[Begin]
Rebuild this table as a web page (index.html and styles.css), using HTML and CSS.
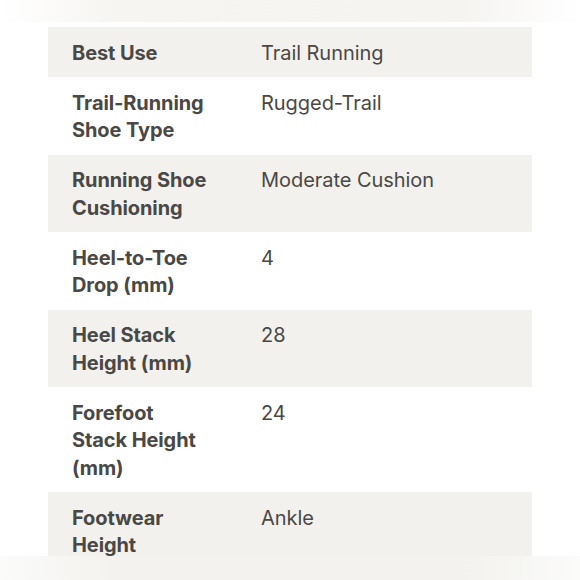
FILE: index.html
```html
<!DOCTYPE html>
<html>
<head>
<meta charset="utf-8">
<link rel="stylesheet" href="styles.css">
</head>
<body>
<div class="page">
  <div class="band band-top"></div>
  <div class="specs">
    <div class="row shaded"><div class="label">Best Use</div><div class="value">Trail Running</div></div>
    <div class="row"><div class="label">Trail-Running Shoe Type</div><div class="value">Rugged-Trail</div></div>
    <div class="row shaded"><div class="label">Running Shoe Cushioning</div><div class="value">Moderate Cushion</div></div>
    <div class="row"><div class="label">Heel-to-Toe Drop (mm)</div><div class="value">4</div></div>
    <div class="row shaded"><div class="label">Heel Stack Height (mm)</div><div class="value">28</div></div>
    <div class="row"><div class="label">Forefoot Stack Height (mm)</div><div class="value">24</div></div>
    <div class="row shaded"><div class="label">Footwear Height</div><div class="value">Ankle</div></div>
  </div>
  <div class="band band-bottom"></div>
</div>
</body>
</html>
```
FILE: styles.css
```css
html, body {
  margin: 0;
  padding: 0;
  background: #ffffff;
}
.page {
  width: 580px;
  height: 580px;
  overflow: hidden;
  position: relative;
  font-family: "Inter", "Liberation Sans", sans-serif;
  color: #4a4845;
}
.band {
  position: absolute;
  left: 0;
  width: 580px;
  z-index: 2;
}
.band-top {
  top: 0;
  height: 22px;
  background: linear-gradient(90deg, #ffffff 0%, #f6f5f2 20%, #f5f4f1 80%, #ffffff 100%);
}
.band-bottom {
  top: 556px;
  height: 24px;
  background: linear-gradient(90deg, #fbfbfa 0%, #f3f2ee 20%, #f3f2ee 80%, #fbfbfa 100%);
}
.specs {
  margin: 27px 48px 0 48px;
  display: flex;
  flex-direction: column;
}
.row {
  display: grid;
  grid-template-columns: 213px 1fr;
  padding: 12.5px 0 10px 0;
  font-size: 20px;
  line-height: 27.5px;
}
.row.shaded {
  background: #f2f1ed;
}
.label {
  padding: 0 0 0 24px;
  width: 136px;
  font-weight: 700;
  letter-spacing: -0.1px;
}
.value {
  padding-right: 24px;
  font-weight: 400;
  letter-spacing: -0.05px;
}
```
[End]
▸ **Exercise objective**
Leaving out the pictures, repeat the data above exactly.

▸ **Final result**
Rebuild this table as a web page (index.html and styles.css), using HTML and CSS.
FILE: index.html
```html
<!DOCTYPE html>
<html>
<head>
<meta charset="utf-8">
<link rel="stylesheet" href="styles.css">
</head>
<body>
<div class="page">
  <div class="band band-top"></div>
  <div class="specs">
    <div class="row shaded"><div class="label">Best Use</div><div class="value">Trail Running</div></div>
    <div class="row"><div class="label">Trail-Running Shoe Type</div><div class="value">Rugged-Trail</div></div>
    <div class="row shaded"><div class="label">Running Shoe Cushioning</div><div class="value">Moderate Cushion</div></div>
    <div class="row"><div class="label">Heel-to-Toe Drop (mm)</div><div class="value">4</div></div>
    <div class="row shaded"><div class="label">Heel Stack Height (mm)</div><div class="value">28</div></div>
    <div class="row"><div class="label">Forefoot Stack Height (mm)</div><div class="value">24</div></div>
    <div class="row shaded"><div class="label">Footwear Height</div><div class="value">Ankle</div></div>
  </div>
  <div class="band band-bottom"></div>
</div>
</body>
</html>
```
FILE: styles.css
```css
html, body {
  margin: 0;
  padding: 0;
  background: #ffffff;
}
.page {
  width: 580px;
  height: 580px;
  overflow: hidden;
  position: relative;
  font-family: "Inter", "Liberation Sans", sans-serif;
  color: #4a4845;
}
.band {
  position: absolute;
  left: 0;
  width: 580px;
  z-index: 2;
}
.band-top {
  top: 0;
  height: 22px;
  background: linear-gradient(90deg, #ffffff 0%, #f6f5f2 20%, #f5f4f1 80%, #ffffff 100%);
}
.band-bottom {
  top: 556px;
  height: 24px;
  background: linear-gradient(90deg, #fbfbfa 0%, #f3f2ee 20%, #f3f2ee 80%, #fbfbfa 100%);
}
.specs {
  margin: 27px 48px 0 48px;
  display: flex;
  flex-direction: column;
}
.row {
  display: grid;
  grid-template-columns: 213px 1fr;
  padding: 12.5px 0 10px 0;
  font-size: 20px;
  line-height: 27.5px;
}
.row.shaded {
  background: #f2f1ed;
}
.label {
  padding: 0 0 0 24px;
  width: 136px;
  font-weight: 700;
  letter-spacing: -0.1px;
}
.value {
  padding-right: 24px;
  font-weight: 400;
  letter-spacing: -0.05px;
}
```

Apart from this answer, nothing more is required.